1TB SSD is over $400
-superboyac (July 21, 2015, 04:26 PM)
--- End quote ---

The highest capacity 2.5" hdd available today is 2TB.  2TB laptop drives go for $100 and up, while 1TB laptop drives go for about $50 and up, $70 and up for high performance (7200 RPM) drives. 

Micron has just introduced a "budget" line of SSDs in the 2.5" form factor that is slower than top of the line SSDs, but still more than 10 times faster than the fastest laptop hard drive, at $149 MSRP for 512GB and $299 MSRP for 960GB.  That's 6 times the price for 10 times the performance.  The gap is closing.

I'd agree that I don't see SSDs replacing desktop HDDs any time soon for long term and off line storage, but I think they will mostly survive as external devices, either as portable drives or as NAS.
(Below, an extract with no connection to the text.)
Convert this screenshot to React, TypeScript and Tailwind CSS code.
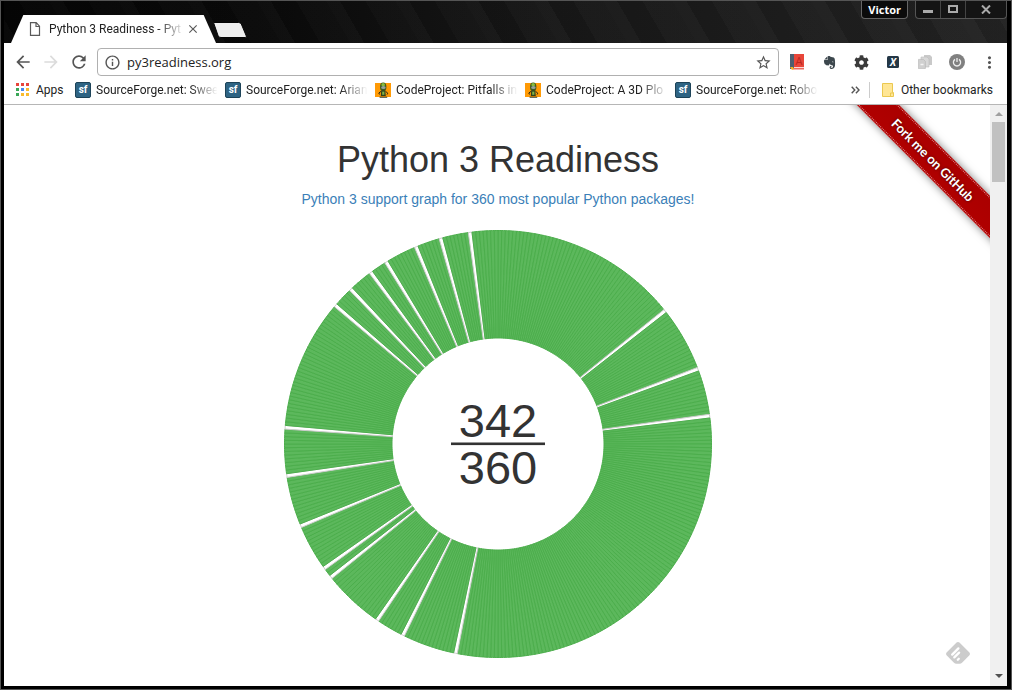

Added 11/6/15 - I've started to see 2TB laptop drives priced below $90, at the same time, the price of a Samsung 2TB SSD has dropped from $1,000 to $750.  Also, Micron has announced they will no longer make SSDs with less than $240GB capacity because they expect the market to move to 1TB and higher.

xtabber:
Seagate is showing off a 60TB SSD in a 3.5 inch HDD form factor.  Toshiba has also announced new NAND that it says will allow it to produce 100TB SSD drives.
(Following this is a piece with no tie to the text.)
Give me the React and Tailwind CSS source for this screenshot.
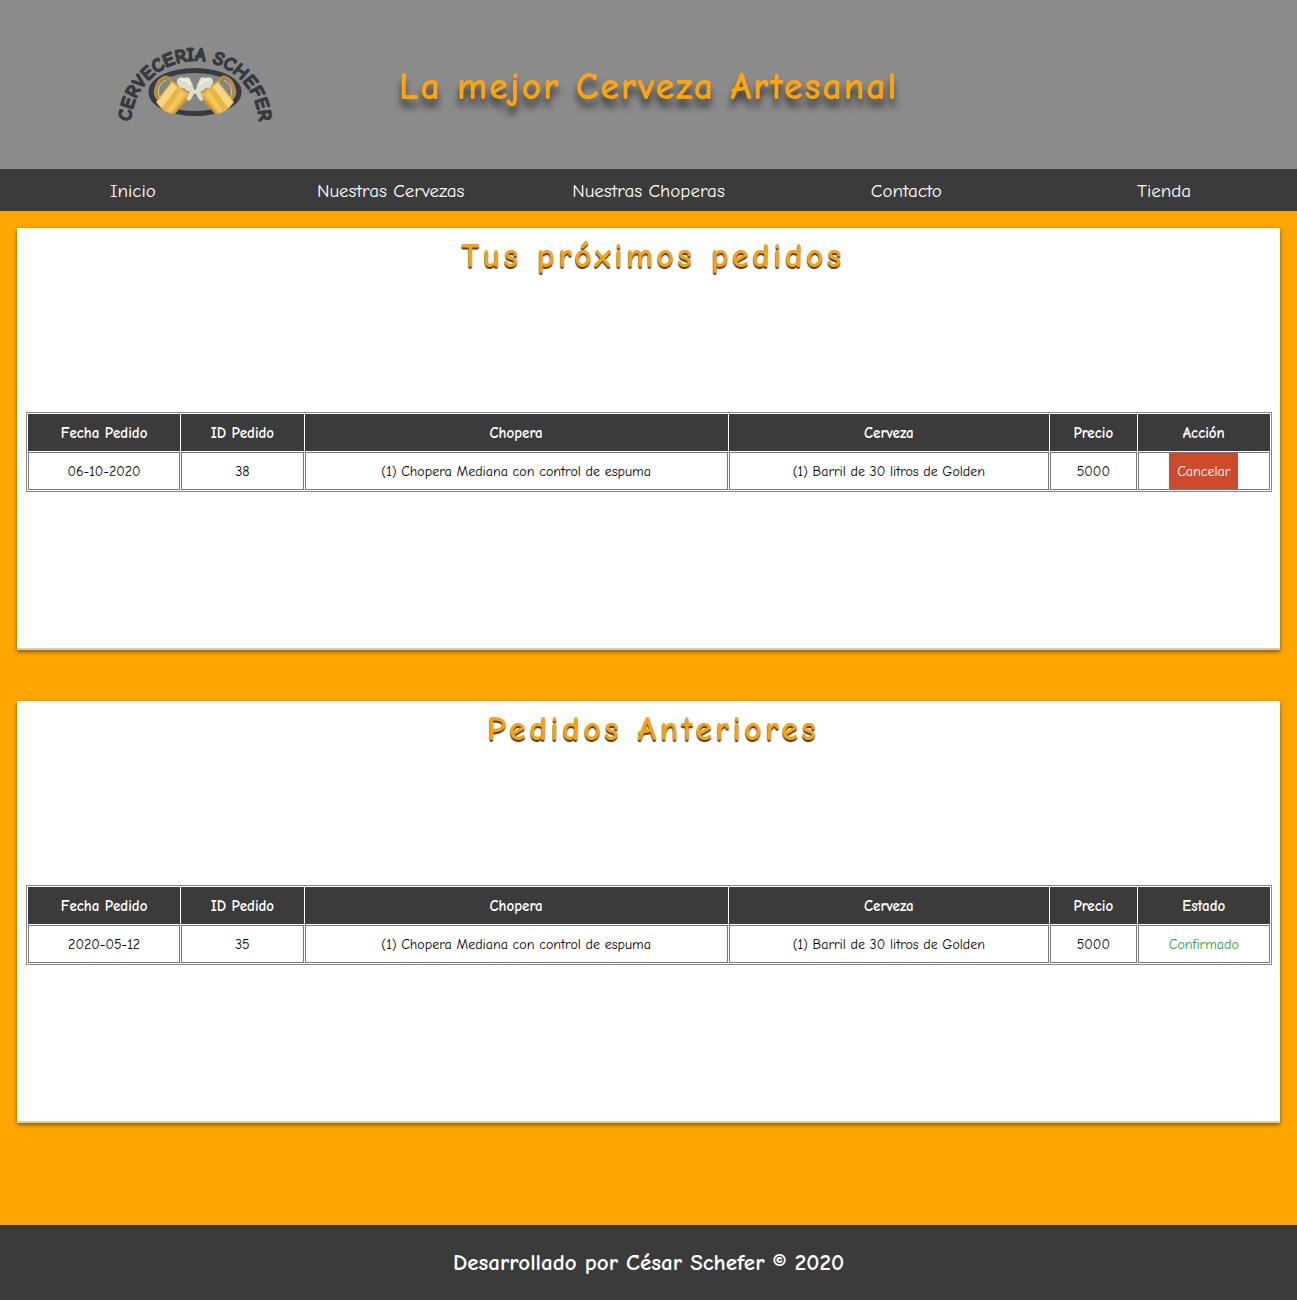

Don't expect to be able to buy Seagate's SSD until next year, and it might cost you over $40,000 then. But if you are in the cloud storage business, you probably spend far more on physical plant, maintenance and energy than you spend on drives, so this may already be a good deal

None of us here is going to buy this kind of SSD storage anytime soon, but what these developments mean is that storage companies are not going to be spending any money on HDD development or manufacturing facilities.  SSDs are less labor intensive to build and Seagate has already announced 8100 layoffs this year. 

The combination of lower production costs and competition between NAND manufacturers should cause prices to come down sooner rather than later.  Perhaps more important, those are capacities that you are never going to see in spinning metal, at any price.

And that, in turn, means that sometime in the foreseeable future, maybe even within the next decade, HDDs will go the way of the VCR.